Where I see rewrites fail is when the company has one huge monolithic and interconnected application which really has to be rewritten all at once or not at all.
Dividing your application up into logical libraries and services goes a long way towards making it easy to rewrite. Essentially, you want to obey the single responsibility principle. This means that each component should not need to change if a change is made in another component. From the Wikipedia article:
> Martin defines a responsibility as a reason to change, and concludes that a class or module should have one, and only one, reason to change. As an example, consider a module that compiles and prints a report. Such a module can be changed for two reasons. First, the content of the report can change. Second, the format of the report can change. These two things change for very different causes; one substantive, and one cosmetic. The single responsibility principle says that these two aspects of the problem are really two separate responsibilities, and should therefore be in separate classes or modules. It would be a bad design to couple two things that change for different reasons at different times.[1]

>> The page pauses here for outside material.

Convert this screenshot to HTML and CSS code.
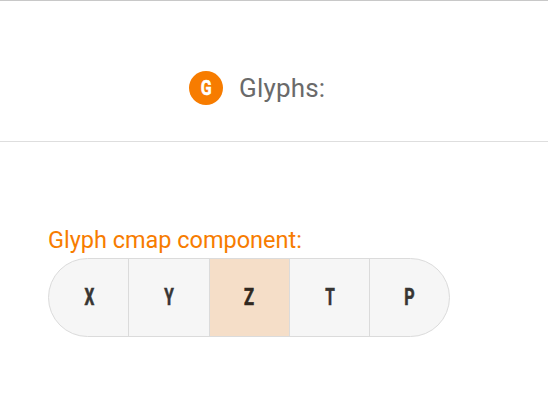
FILE: index.html
```html
<!DOCTYPE html>
<html lang="en">
<head>
<meta charset="utf-8">
<title>Glyphs</title>
<link rel="stylesheet" href="styles.css">
</head>
<body>
<header class="header">
  <span class="badge"><span class="glyph glyph-g">G</span></span>
  <h1 class="title">Glyphs:</h1>
</header>
<main class="content">
  <div class="label">Glyph cmap component:</div>
  <div class="group">
    <button class="cell"><span class="glyph glyph-x">X</span></button>
    <button class="cell"><span class="glyph glyph-y">Y</span></button>
    <button class="cell selected"><span class="glyph glyph-z">Z</span></button>
    <button class="cell"><span class="glyph glyph-t">T</span></button>
    <button class="cell"><span class="glyph glyph-p">P</span></button>
  </div>
</main>
</body>
</html>
```
FILE: styles.css
```css
* { box-sizing: border-box; }
body {
  margin: 0;
  height: 407px;
  overflow: hidden;
  background: #fff;
  font-family: Roboto, sans-serif;
}
.header {
  display: flex;
  align-items: center;
  height: 142px;
  padding: 34px 0 0 189px;
  border-top: 1px solid #c8c8c8;
  border-bottom: 1px solid #dedede;
}
.badge {
  display: flex;
  align-items: center;
  justify-content: center;
  width: 34px;
  height: 34px;
  border-radius: 50%;
  background: #f77c00;
  color: #fff;
}
.title {
  margin: 0 0 0 16px;
  font-size: 26px;
  font-weight: 400;
  line-height: 34px;
  letter-spacing: 0.2px;
  color: #6a6a6a;
}
.content { padding: 84px 0 0 48px; }
.label {
  height: 32px;
  font-size: 23.5px;
  line-height: 28px;
  letter-spacing: -0.02px;
  color: #f77c00;
}
.group {
  display: grid;
  grid-template-columns: 80px 81px 80px 80px 79px;
  width: 402px;
  height: 79px;
  overflow: hidden;
  border: 1px solid #dbdbdb;
  border-radius: 40px;
  background: #f6f6f6;
}
.cell {
  display: flex;
  align-items: center;
  justify-content: center;
  padding: 0;
  border: 0;
  border-right: 1px solid #dbdbdb;
  background: transparent;
  color: #373533;
}
.cell:last-child { border-right: 0; }
.selected { background: #f5dec8; color: #302820; }
.glyph {
  display: block;
  font: 700 23px/28px Roboto, sans-serif;
  -webkit-text-stroke: 0.6px currentColor;
  transform: scaleX(0.67);
}
.glyph-x, .glyph-t { margin-left: 1px; }
.glyph-z { margin-right: 1px; transform: scaleX(0.72); }
.glyph-p { transform: scaleX(0.7); }
.glyph-g { font-size: 21px; transform: scaleX(0.76); }
```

For example, some of your core logic might be written as a library or a stand-alone server. This separates it from the GUI logic and the database logic. So if you need to rewrite the interface, you do that in the GUI code. If you want to refactor the business logic, you rewrite that component. If you want to change the database, you alter your data-access layer.
> one huge monolithic and interconnected application which really has to be rewritten all at once or not at all
I disagree. Any program can always be refactored and compartmentalized. It may be a slow process but it is possible to do a rewrite one chunk at a time.
Absolutely -- a total rewrite is only necessary if broad architectural decisions are all wrong. Otherwise, working to decouple the monolithic system is the crucial step which will allow the chunk-by-chunk rewrites.
The thing that popped into my head while reading the piece is that sparing one star developer might be pretty cheap; how about putting him on a Skunkworks rewrite for 6 months and see how it goes? If it's looking good, give him whatever resources are necessary to finish. Do you think that would work?
I think that's a good way to minimize risk, but also consider the morale issue. This would be the equivalent of giving one developer a corner, window office while the rest stay in thei cubes.
Perhaps you could apply google's 20% rule? Every Friday the entire staff breaks up into teams and work on skunkworks rewrite projects. I think this will boost overall morale and you might find your developers staying late on Friday nights :)
The advantage to the component based rewrite is that it doesn't cost you your head if it fails. You can still push out new features in each version, and you have a fallback plan if the component rewrite fails or is delayed (just use the old one).
The disasters were driven mainly by an attempt to create a manageable codebase while keeping the end user experience fairly similar.
The successes were things that built on existing systems but focused on delivering things that were actually radical improvements in functionality, with the rewrites being driven by this, not an end in themselves.
I feel like the mental stumbling block that stops people has something to do with our ideas of purity and cleanliness. Maybe people intuitively feel contact with the old system would make the new code unclean.
It is slow and painful and requires you to pay lots and lots of careful attention to the behavior of the existing enterprise system that you may very well hate.
Greenfield development sings a siren song. You get to scribble on a gloriously empty page in your imagination, free of such mundane concerns as cash flow, near-term customer demands, day-to-day stability, vitally important edge cases, and hard-won but crufty bug fixes.
Part of the reason could be technical analysis paralysis. I've worked on projects rewriting PowerBuilder components in C#. Getting the two to talk to each other is non-trivial, so determining where to slice off chunks to rewrite is an anxiety-inducing prospect.
We've been doing a variant of this for the last year. We rewrote the core and one large component first and have been gradually moving over the other components to the new architecture. It's definitely a safer way to go, though implementation time is longer.